**EXERCISE AIM:** Reproduce the listing below exactly, minus its pictures.
#####
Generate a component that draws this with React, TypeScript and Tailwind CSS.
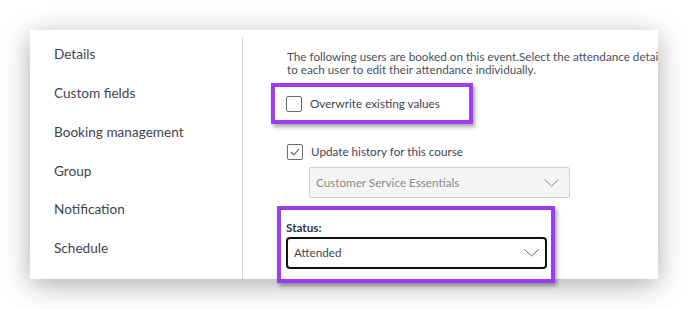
import React from 'react';

const navItems = ['Details', 'Custom fields', 'Booking management', 'Group', 'Notification', 'Schedule'];

function Chevron({ className }: { className?: string }) {
  return (
    <svg width="15" height="8" viewBox="0 0 15 8" fill="none" className={className}>
      <path d="M0.5 0.5l7 6.5 7-6.5" stroke="currentColor" strokeWidth="1" />
    </svg>
  );
}

function Checkbox({ checked }: { checked?: boolean }) {
  return (
    <span className="flex h-[16px] w-[16px] shrink-0 items-center justify-center rounded-[2px] border border-[#6b6b6b] bg-white">
      {checked && (
        <svg width="10" height="8" viewBox="0 0 10 8" fill="none">
          <path d="M1 4l2.8 2.8L9 1" stroke="#555" strokeWidth="1.1" />
        </svg>
      )}
    </span>
  );
}

export default function App() {
  return (
    <div className="h-[309px] w-[688px] bg-white pl-[30px] pt-[30px] font-['Lato','Liberation_Sans',sans-serif]">
      <div className="flex h-[249px] w-[628px] bg-white shadow-[0_6px_26px_rgba(0,0,0,0.32)]">
        <aside className="mt-[7px] w-[213px] shrink-0 border-r border-[#d9d9d9]">
          <ul className="-mt-[2px] pl-[24px] text-[13.6px] text-[#3f4352]">
            {navItems.map((item) => (
              <li key={item} className="flex h-[38.8px] items-center">
                {item}
              </li>
            ))}
          </ul>
        </aside>

        <section className="min-w-0 flex-1 pl-[44px] pt-[20px] text-[11.7px] text-[#3f4352]">
          <div className="overflow-hidden whitespace-nowrap leading-[13px] text-[#4b4f5c]">
            The following users are booked on this event.Select the attendance details and click Apply, or click next
            <br />
            to each user to edit their attendance individually.
          </div>

          <div className="-ml-[16px] mt-[7px] flex h-[41px] w-[202px] items-center gap-[8px] border-[4px] border-[#9d3cf2] bg-white pl-[11px] shadow-[2px_3px_4px_rgba(0,0,0,0.35)]">
            <Checkbox />
            <span>Overwrite existing values</span>
          </div>

          <label className="mt-[20px] flex h-[16px] items-center gap-[8px]">
            <Checkbox checked />
            <span>Update history for this course</span>
          </label>

          <div className="ml-[22px] mt-[7px] flex h-[31px] w-[261px] items-center justify-between rounded-[2px] border border-[#cfcfcf] bg-[#f5f5f5] pl-[6px] pr-[10px] text-[#8a8a8a]">
            <span>Customer Service Essentials</span>
            <Chevron className="text-[#8a8a8a]" />
          </div>

          <div className="relative -ml-[10px] mt-[8px] w-[278px] border-[4px] border-[#9d3cf2] bg-white pb-[10px] pl-[5px] pr-[4px] pt-[10px] shadow-[2px_3px_4px_rgba(0,0,0,0.35)]">
            <div className="font-bold leading-[14px] text-[#2f3340]">Status:</div>
            <div className="mt-[3px] flex h-[32px] w-[261px] items-center justify-between rounded-[4px] border-2 border-[#111] bg-white pl-[6px] pr-[6px] text-[#3f4352]">
              <span>Attended</span>
              <Chevron className="text-[#666]" />
            </div>
          </div>
        </section>
      </div>
    </div>
  );
}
#####
**SOLUTION FOR THIS TASK:**
Generate a component that draws this with React, TypeScript and Tailwind CSS.
import React from 'react';

const navItems = ['Details', 'Custom fields', 'Booking management', 'Group', 'Notification', 'Schedule'];

function Chevron({ className }: { className?: string }) {
  return (
    <svg width="15" height="8" viewBox="0 0 15 8" fill="none" className={className}>
      <path d="M0.5 0.5l7 6.5 7-6.5" stroke="currentColor" strokeWidth="1" />
    </svg>
  );
}

function Checkbox({ checked }: { checked?: boolean }) {
  return (
    <span className="flex h-[16px] w-[16px] shrink-0 items-center justify-center rounded-[2px] border border-[#6b6b6b] bg-white">
      {checked && (
        <svg width="10" height="8" viewBox="0 0 10 8" fill="none">
          <path d="M1 4l2.8 2.8L9 1" stroke="#555" strokeWidth="1.1" />
        </svg>
      )}
    </span>
  );
}

export default function App() {
  return (
    <div className="h-[309px] w-[688px] bg-white pl-[30px] pt-[30px] font-['Lato','Liberation_Sans',sans-serif]">
      <div className="flex h-[249px] w-[628px] bg-white shadow-[0_6px_26px_rgba(0,0,0,0.32)]">
        <aside className="mt-[7px] w-[213px] shrink-0 border-r border-[#d9d9d9]">
          <ul className="-mt-[2px] pl-[24px] text-[13.6px] text-[#3f4352]">
            {navItems.map((item) => (
              <li key={item} className="flex h-[38.8px] items-center">
                {item}
              </li>
            ))}
          </ul>
        </aside>

        <section className="min-w-0 flex-1 pl-[44px] pt-[20px] text-[11.7px] text-[#3f4352]">
          <div className="overflow-hidden whitespace-nowrap leading-[13px] text-[#4b4f5c]">
            The following users are booked on this event.Select the attendance details and click Apply, or click next
            <br />
            to each user to edit their attendance individually.
          </div>

          <div className="-ml-[16px] mt-[7px] flex h-[41px] w-[202px] items-center gap-[8px] border-[4px] border-[#9d3cf2] bg-white pl-[11px] shadow-[2px_3px_4px_rgba(0,0,0,0.35)]">
            <Checkbox />
            <span>Overwrite existing values</span>
          </div>

          <label className="mt-[20px] flex h-[16px] items-center gap-[8px]">
            <Checkbox checked />
            <span>Update history for this course</span>
          </label>

          <div className="ml-[22px] mt-[7px] flex h-[31px] w-[261px] items-center justify-between rounded-[2px] border border-[#cfcfcf] bg-[#f5f5f5] pl-[6px] pr-[10px] text-[#8a8a8a]">
            <span>Customer Service Essentials</span>
            <Chevron className="text-[#8a8a8a]" />
          </div>

          <div className="relative -ml-[10px] mt-[8px] w-[278px] border-[4px] border-[#9d3cf2] bg-white pb-[10px] pl-[5px] pr-[4px] pt-[10px] shadow-[2px_3px_4px_rgba(0,0,0,0.35)]">
            <div className="font-bold leading-[14px] text-[#2f3340]">Status:</div>
            <div className="mt-[3px] flex h-[32px] w-[261px] items-center justify-between rounded-[4px] border-2 border-[#111] bg-white pl-[6px] pr-[6px] text-[#3f4352]">
              <span>Attended</span>
              <Chevron className="text-[#666]" />
            </div>
          </div>
        </section>
      </div>
    </div>
  );
}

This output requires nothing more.